» Short problem: Skip the pictures. Reproduce all other material exactly.

» Data provided:
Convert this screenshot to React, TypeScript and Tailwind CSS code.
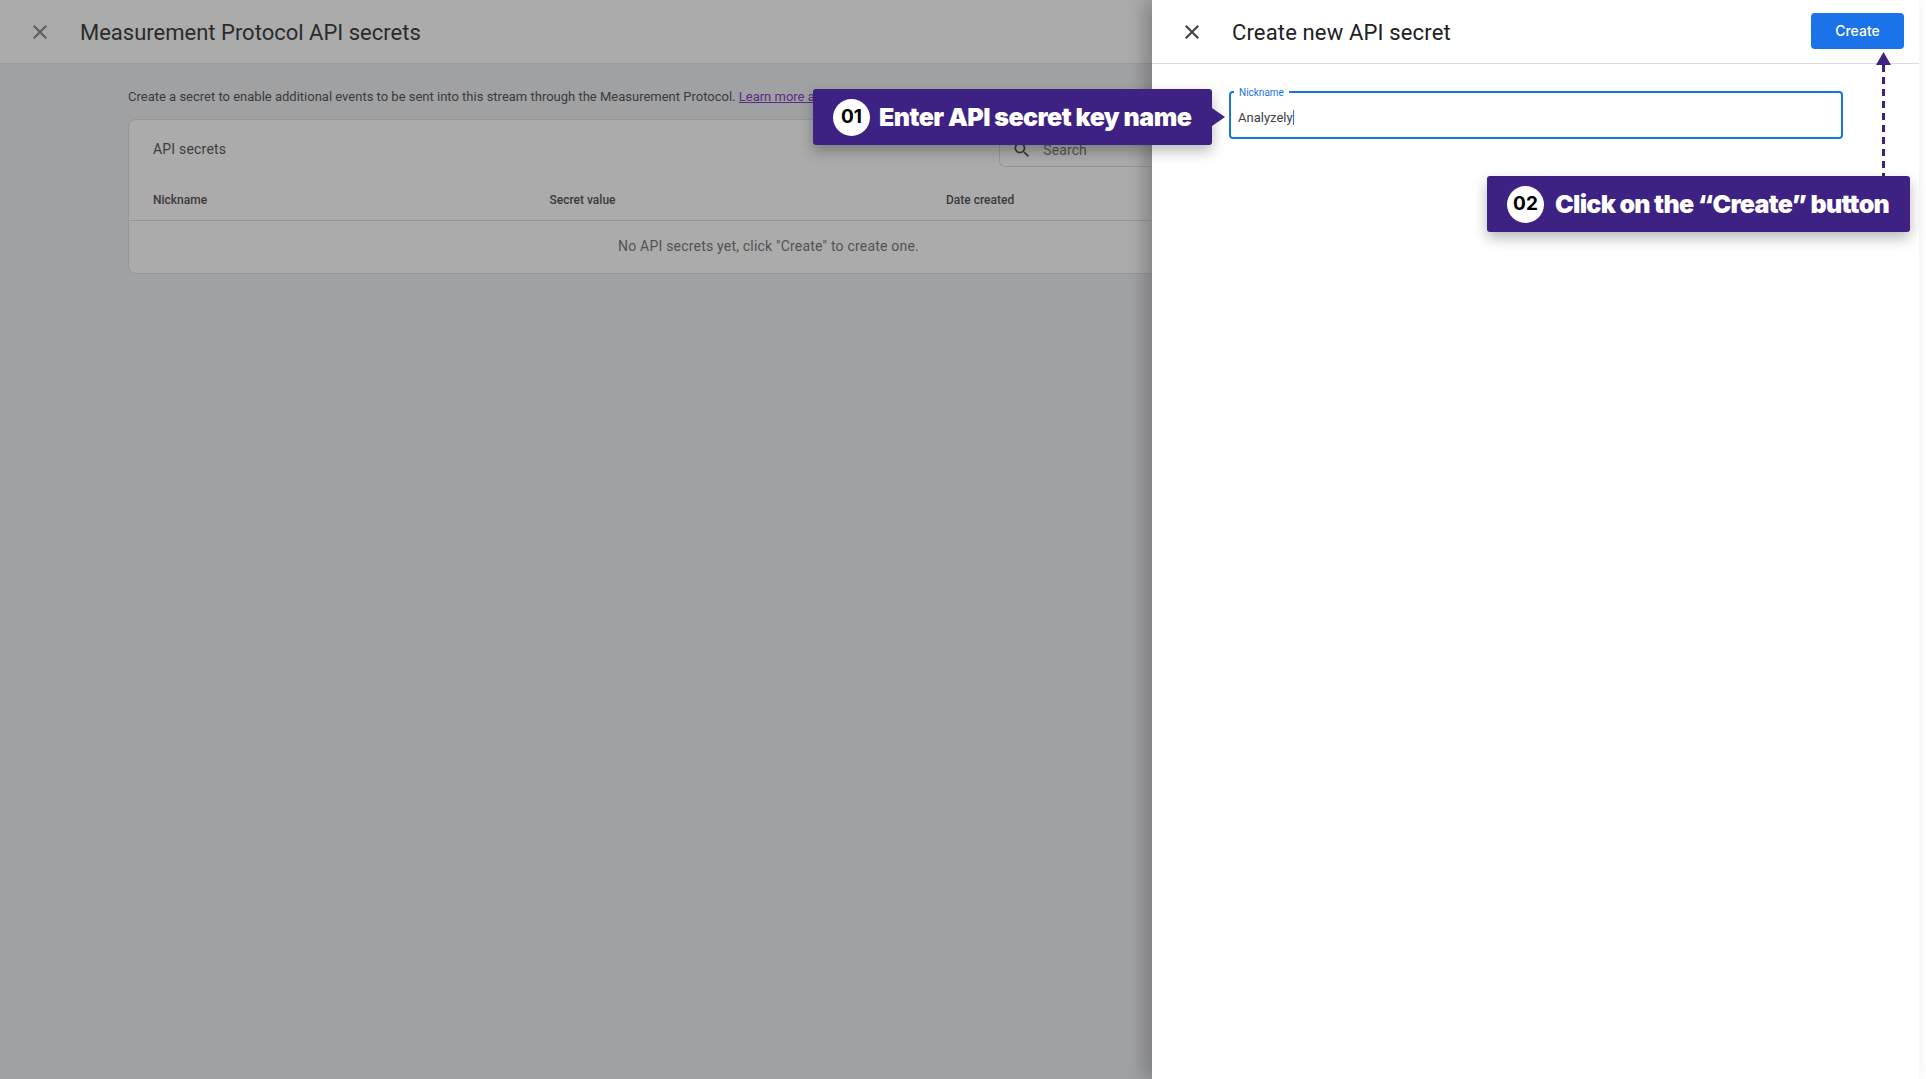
const closePath = "M19 6.41L17.59 5 12 10.59 6.41 5 5 6.41 10.59 12 5 17.59 6.41 19 12 13.41 17.59 19 19 17.59 13.41 12z";
const searchPath = "M15.5 14h-.79l-.28-.27C15.41 12.59 16 11.11 16 9.5 16 5.91 13.09 3 9.5 3S3 5.91 3 9.5 5.91 16 9.5 16c1.61 0 3.09-.59 4.23-1.57l.27.28v.79l5 4.99L20.49 19l-4.99-5zm-6 0C7.01 14 5 11.99 5 9.5S7.01 5 9.5 5 14 7.01 14 9.5 11.99 14 9.5 14z";

function Icon({ d, className }: { d: string; className: string }) {
  return (
    <svg viewBox="0 0 24 24" className={className} fill="currentColor">
      <path d={d} />
    </svg>
  );
}

function Callout({ num, text, className, textClass }: { num: string; text: string; className: string; textClass: string }) {
  return (
    <div className={"absolute z-30 flex h-[56px] items-center rounded-[3px] bg-[#3d2183] pl-[20px] font-['Inter',sans-serif] shadow-[0_6px_14px_rgba(0,0,0,0.28)] " + className}>
      <div className="flex h-[37px] w-[37px] items-center justify-center rounded-full bg-white text-[19px] font-bold text-black">{num}</div>
      <span className={"mt-[1px] whitespace-nowrap text-[25px] font-black text-white " + textClass}>{text}</span>
    </div>
  );
}

export default function App() {
  return (
    <div className="relative h-[1079px] w-[1926px] overflow-hidden bg-white font-['Roboto',sans-serif]">
      <div className="flex h-full w-[1919px]">
        {/* Dimmed page */}
        <div className="h-full w-[1152px] shrink-0 overflow-hidden bg-[#a0a1a3]">
          <div className="flex h-[64px] w-[1919px] items-center border-b border-[#9a9a9a] bg-[#ababab] pl-[28px]">
            <Icon d={closePath} className="h-[24px] w-[24px] text-[#5f6060]" />
            <span className="ml-[28px] mt-[1px] text-[22px] text-[#2b2b2c]">Measurement Protocol API secrets</span>
          </div>
          <div className="w-[1919px] pl-[128px] pr-[128px] pt-[24px]">
            <p className="h-[18px] text-[13px] leading-[18px] text-[#3a3a3b]">
              Create a secret to enable additional events to be sent into this stream through the Measurement Protocol.{" "}
              <span className="text-[#5b2a86] underline">Learn more about API secrets</span>
            </p>
            <div className="mt-[13px] h-[155px] w-[1663px] rounded-[8px] border border-[#959697] bg-[#ababab]">
              <div className="flex h-[60px] items-center pl-[24px]">
                <span className="mb-[1px] text-[14px] tracking-[0.2px] text-[#3d3d3e]">API secrets</span>
                <div className="ml-[773px] mt-[1px] flex h-[32px] w-[400px] items-center rounded-bl-[6px] border-b border-l border-[#959697] pl-[12px]">
                  <Icon d={searchPath} className="h-[20px] w-[20px] text-[#3a3a3b]" />
                  <span className="ml-[11px] text-[14px] tracking-[0.1px] text-[#555556]">Search</span>
                </div>
              </div>
              <div className="grid h-[41px] grid-cols-[396.5px_396.5px_1fr] items-center border-b border-[#959697] pl-[24px] text-[12px] font-medium text-[#3a3a3b]">
                <span>Nickname</span>
                <span>Secret value</span>
                <span>Date created</span>
              </div>
              <div className="flex h-[51px] w-[1279px] items-center justify-center text-[14px] tracking-[0.2px] text-[#525253]">
                No API secrets yet, click "Create" to create one.
              </div>
            </div>
          </div>
        </div>

        {/* Side panel */}
        <div className="relative z-10 h-full flex-1 bg-white shadow-[-8px_0_16px_rgba(0,0,0,0.22)]">
          <div className="flex h-[64px] items-center border-b border-[#dadce0] pl-[28px]">
            <Icon d={closePath} className="h-[24px] w-[24px] text-[#3c4043]" />
            <span className="ml-[28px] mt-[1px] text-[22px] tracking-[0.15px] text-[#202124]">Create new API secret</span>
            <button className="ml-auto mr-[15px] mt-[-1px] flex h-[36px] w-[93px] items-center justify-center rounded-[4px] bg-[#1a73e8] pb-[2px] font-['Inter',sans-serif] text-[14px] font-medium text-white">
              Create
            </button>
          </div>
          <div className="relative ml-[77px] mt-[27px] flex h-[48px] w-[614px] items-center rounded-[4px] border-2 border-[#1a73e8] pl-[7px]">
            <span className="absolute left-[3px] top-[-6px] bg-white pl-[5px] pr-[5px] text-[10px] leading-[12px] text-[#1a73e8]">Nickname</span>
            <span className="mt-[4px] border-r border-[#1a73e8] text-[13px] leading-[15px] text-[#3c4043]">Analyzely</span>
          </div>
        </div>
      </div>

      {/* Callouts */}
      <Callout num="01" text="Enter API secret key name" textClass="ml-[9px] tracking-[-0.55px]" className="left-[813px] top-[89px] w-[399px]" />
      <div className="absolute left-[1212px] top-[108px] z-30 h-0 w-0 border-y-[9px] border-l-[13px] border-y-transparent border-l-[#3d2183]" />

      <Callout num="02" text="Click on the “Create” button" textClass="ml-[11px] tracking-[-0.72px]" className="left-[1487px] top-[176px] w-[423px]" />
      <svg className="absolute left-[1876px] top-[52px] z-20 h-[124px] w-[15px]" viewBox="0 0 15 124">
        <polygon points="7.5,0 15,13 0,13" fill="#3d2183" />
        <line x1="7.5" y1="13" x2="7.5" y2="124" stroke="#3d2183" strokeWidth="3" strokeDasharray="7 5" />
      </svg>
    </div>
  );
}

» Answer to this problem:
Convert this screenshot to React, TypeScript and Tailwind CSS code.
const closePath = "M19 6.41L17.59 5 12 10.59 6.41 5 5 6.41 10.59 12 5 17.59 6.41 19 12 13.41 17.59 19 19 17.59 13.41 12z";
const searchPath = "M15.5 14h-.79l-.28-.27C15.41 12.59 16 11.11 16 9.5 16 5.91 13.09 3 9.5 3S3 5.91 3 9.5 5.91 16 9.5 16c1.61 0 3.09-.59 4.23-1.57l.27.28v.79l5 4.99L20.49 19l-4.99-5zm-6 0C7.01 14 5 11.99 5 9.5S7.01 5 9.5 5 14 7.01 14 9.5 11.99 14 9.5 14z";

function Icon({ d, className }: { d: string; className: string }) {
  return (
    <svg viewBox="0 0 24 24" className={className} fill="currentColor">
      <path d={d} />
    </svg>
  );
}

function Callout({ num, text, className, textClass }: { num: string; text: string; className: string; textClass: string }) {
  return (
    <div className={"absolute z-30 flex h-[56px] items-center rounded-[3px] bg-[#3d2183] pl-[20px] font-['Inter',sans-serif] shadow-[0_6px_14px_rgba(0,0,0,0.28)] " + className}>
      <div className="flex h-[37px] w-[37px] items-center justify-center rounded-full bg-white text-[19px] font-bold text-black">{num}</div>
      <span className={"mt-[1px] whitespace-nowrap text-[25px] font-black text-white " + textClass}>{text}</span>
    </div>
  );
}

export default function App() {
  return (
    <div className="relative h-[1079px] w-[1926px] overflow-hidden bg-white font-['Roboto',sans-serif]">
      <div className="flex h-full w-[1919px]">
        {/* Dimmed page */}
        <div className="h-full w-[1152px] shrink-0 overflow-hidden bg-[#a0a1a3]">
          <div className="flex h-[64px] w-[1919px] items-center border-b border-[#9a9a9a] bg-[#ababab] pl-[28px]">
            <Icon d={closePath} className="h-[24px] w-[24px] text-[#5f6060]" />
            <span className="ml-[28px] mt-[1px] text-[22px] text-[#2b2b2c]">Measurement Protocol API secrets</span>
          </div>
          <div className="w-[1919px] pl-[128px] pr-[128px] pt-[24px]">
            <p className="h-[18px] text-[13px] leading-[18px] text-[#3a3a3b]">
              Create a secret to enable additional events to be sent into this stream through the Measurement Protocol.{" "}
              <span className="text-[#5b2a86] underline">Learn more about API secrets</span>
            </p>
            <div className="mt-[13px] h-[155px] w-[1663px] rounded-[8px] border border-[#959697] bg-[#ababab]">
              <div className="flex h-[60px] items-center pl-[24px]">
                <span className="mb-[1px] text-[14px] tracking-[0.2px] text-[#3d3d3e]">API secrets</span>
                <div className="ml-[773px] mt-[1px] flex h-[32px] w-[400px] items-center rounded-bl-[6px] border-b border-l border-[#959697] pl-[12px]">
                  <Icon d={searchPath} className="h-[20px] w-[20px] text-[#3a3a3b]" />
                  <span className="ml-[11px] text-[14px] tracking-[0.1px] text-[#555556]">Search</span>
                </div>
              </div>
              <div className="grid h-[41px] grid-cols-[396.5px_396.5px_1fr] items-center border-b border-[#959697] pl-[24px] text-[12px] font-medium text-[#3a3a3b]">
                <span>Nickname</span>
                <span>Secret value</span>
                <span>Date created</span>
              </div>
              <div className="flex h-[51px] w-[1279px] items-center justify-center text-[14px] tracking-[0.2px] text-[#525253]">
                No API secrets yet, click "Create" to create one.
              </div>
            </div>
          </div>
        </div>

        {/* Side panel */}
        <div className="relative z-10 h-full flex-1 bg-white shadow-[-8px_0_16px_rgba(0,0,0,0.22)]">
          <div className="flex h-[64px] items-center border-b border-[#dadce0] pl-[28px]">
            <Icon d={closePath} className="h-[24px] w-[24px] text-[#3c4043]" />
            <span className="ml-[28px] mt-[1px] text-[22px] tracking-[0.15px] text-[#202124]">Create new API secret</span>
            <button className="ml-auto mr-[15px] mt-[-1px] flex h-[36px] w-[93px] items-center justify-center rounded-[4px] bg-[#1a73e8] pb-[2px] font-['Inter',sans-serif] text-[14px] font-medium text-white">
              Create
            </button>
          </div>
          <div className="relative ml-[77px] mt-[27px] flex h-[48px] w-[614px] items-center rounded-[4px] border-2 border-[#1a73e8] pl-[7px]">
            <span className="absolute left-[3px] top-[-6px] bg-white pl-[5px] pr-[5px] text-[10px] leading-[12px] text-[#1a73e8]">Nickname</span>
            <span className="mt-[4px] border-r border-[#1a73e8] text-[13px] leading-[15px] text-[#3c4043]">Analyzely</span>
          </div>
        </div>
      </div>

      {/* Callouts */}
      <Callout num="01" text="Enter API secret key name" textClass="ml-[9px] tracking-[-0.55px]" className="left-[813px] top-[89px] w-[399px]" />
      <div className="absolute left-[1212px] top-[108px] z-30 h-0 w-0 border-y-[9px] border-l-[13px] border-y-transparent border-l-[#3d2183]" />

      <Callout num="02" text="Click on the “Create” button" textClass="ml-[11px] tracking-[-0.72px]" className="left-[1487px] top-[176px] w-[423px]" />
      <svg className="absolute left-[1876px] top-[52px] z-20 h-[124px] w-[15px]" viewBox="0 0 15 124">
        <polygon points="7.5,0 15,13 0,13" fill="#3d2183" />
        <line x1="7.5" y1="13" x2="7.5" y2="124" stroke="#3d2183" strokeWidth="3" strokeDasharray="7 5" />
      </svg>
    </div>
  );
}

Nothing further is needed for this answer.